What is fsck?
fsck is the File System Check. Hadoop HDFS use the fsck (filesystem check) command to check for various inconsistencies. It also reports the problems with the files in HDFS. For example, missing blocks for a file or under-replicated blocks. It is different from the traditional fsck utility for the native file system. Therefore it does not correct the errors it detects.
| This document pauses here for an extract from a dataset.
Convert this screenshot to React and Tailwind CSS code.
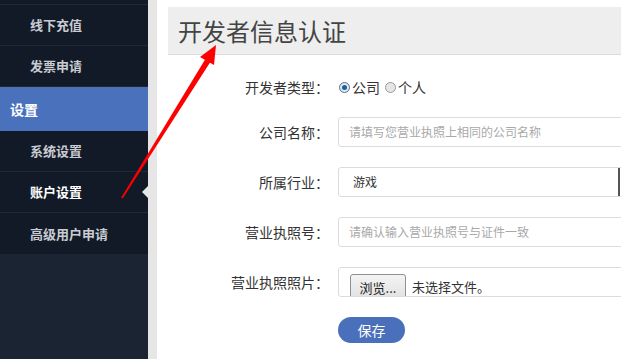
const font = { fontFamily: '"Microsoft YaHei", "Noto Sans CJK SC", sans-serif' };

const NavItem = ({ label, active, last }) => (
  <div
    className={`h-[41px] flex items-center pl-[30px] text-[13px] font-bold ${
      active ? 'text-white' : 'text-[#c9ccd2]'
    } ${last ? 'h-[40px]' : 'border-b border-[#1f2838]'}`}
  >
    {label}
  </div>
);

const Field = ({ label, children }) => (
  <div className="flex items-center">
    <div className="w-[172px] text-right text-[14px] text-[#333]">{label}</div>
    <div className="ml-[9px] -mr-[10px] flex-1">{children}</div>
  </div>
);

const TextBox = ({ placeholder, value, dark }) => (
  <div className="relative h-[30px] w-full border border-[#dcdcdc] rounded-[3px] flex items-center pl-[10px] text-[12px] bg-white">
    {value ? (
      <span className="text-[#333] pl-[4px]">{value}</span>
    ) : (
      <span className="text-[#a9a9a9]">{placeholder}</span>
    )}
    {dark && <div className="absolute right-[10px] top-0 h-full w-[2px] bg-[#555]" />}
  </div>
);

export default function App() {
  return (
    <div className="relative w-[621px] h-[359px] overflow-hidden flex bg-white" style={font}>
      <aside className="w-[148px] shrink-0 flex flex-col bg-[#1b2433]">
        <div className="bg-[#121a28]">
          <div className="h-[5px] border-b border-[#1f2838]" />
          <NavItem label="线下充值" />
          <NavItem label="发票申请" />
          <div className="h-[44px] bg-[#4a72bc] flex items-center pl-[10px] text-white font-bold text-[14px]">
            设置
          </div>
          <NavItem label="系统设置" />
          <div className="relative">
            <NavItem label="账户设置" active />
            <div className="absolute right-0 top-[14px] w-0 h-0 border-y-[6px] border-y-transparent border-r-[6px] border-r-[#e6e6e6]" />
          </div>
          <NavItem label="高级用户申请" last />
        </div>
      </aside>
      <div className="w-[9px] shrink-0 bg-[#e6e6e6]" />
      <main className="flex-1 pt-[7px] pl-[11px]">
        <div className="h-[48px] -mr-[10px] bg-[#eeeeee] border-b border-[#dddddd] flex items-center pl-[10px] text-[24px] text-[#444]">
          开发者信息认证
        </div>
        <div className="-ml-[11px] mt-[23px] flex flex-col">
          <div className="flex items-center h-[18px]">
            <div className="w-[172px] text-right text-[14px] text-[#333]">开发者类型：</div>
            <div className="ml-[10px] flex items-center text-[14px] text-[#333]">
              <span className="w-[11px] h-[11px] rounded-full border border-[#5a6e82] bg-[#dfe9f3] flex items-center justify-center mr-[2px]">
                <span className="w-[5px] h-[5px] rounded-full bg-[#1f5f9e]" />
              </span>
              公司
              <span className="ml-[5px] w-[11px] h-[11px] rounded-full border border-[#9a9a9a] bg-[#e6e6e6] mr-[2px]" />
              个人
            </div>
          </div>
          <div className="mt-[21px] flex flex-col gap-[20px]">
            <Field label="公司名称：">
              <TextBox placeholder="请填写您营业执照上相同的公司名称" />
            </Field>
            <Field label="所属行业：">
              <TextBox value="游戏" dark />
            </Field>
            <Field label="营业执照号：">
              <TextBox placeholder="请确认输入营业执照号与证件一致" />
            </Field>
            <Field label="营业执照照片：">
              <div className="h-[30px] w-full border border-[#dcdcdc] rounded-[3px] overflow-hidden flex items-start pl-[11px] pt-[6px]">
                <div className="h-[30px] w-[56px] border border-[#8f8f8f] rounded-[3px] bg-gradient-to-b from-[#f4f4f4] to-[#dedede] text-[13px] text-[#222] pt-[3px] text-center">
                  浏览...
                </div>
                <span className="ml-[6px] text-[13px] text-[#333] pt-[3px]">未选择文件。</span>
              </div>
            </Field>
          </div>
          <div className="ml-[181px] mt-[20px] w-[67px] h-[26px] rounded-full bg-[#4a70bb] text-white text-[14px] flex items-center justify-center">
            保存
          </div>
        </div>
      </main>
      <svg className="absolute left-0 top-0 pointer-events-none" width="621" height="359">
        <polygon points="121,198 123,198 211,61 206,58" fill="#ff0000" />
        <polygon points="216,45 200,57 214,65" fill="#ff0000" />
      </svg>
    </div>
  );
}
Normally NameNode automatically corrects most of the recoverable failures. Filesystem check also ignores open files. But it provides an option to select all files during reporting. The HDFS fsck command is not a Hadoop shell command. It can also run as bin/hdfs fsck. Filesystem check can run on the whole file system or on a subset of files.
Usage:
hdfs fsck <path>
[-list-corruptfileblocks |
[-move | -delete | -openforwrite]
[-files [-blocks [-locations | -racks]]]
[-includeSnapshots]
Path- Start checking from this path
-delete- Delete corrupted files.
-files- Print out the checked files.
-files –blocks- Print out the block report.
-files –blocks –locations- Print out locations for every block.
-files –blocks –rack- Print out network topology for data-node locations
-includeSnapshots- Include snapshot data if the given path indicates or include snapshottable directory.
-list -corruptfileblocks- Print the list of missing files and blocks they belong to.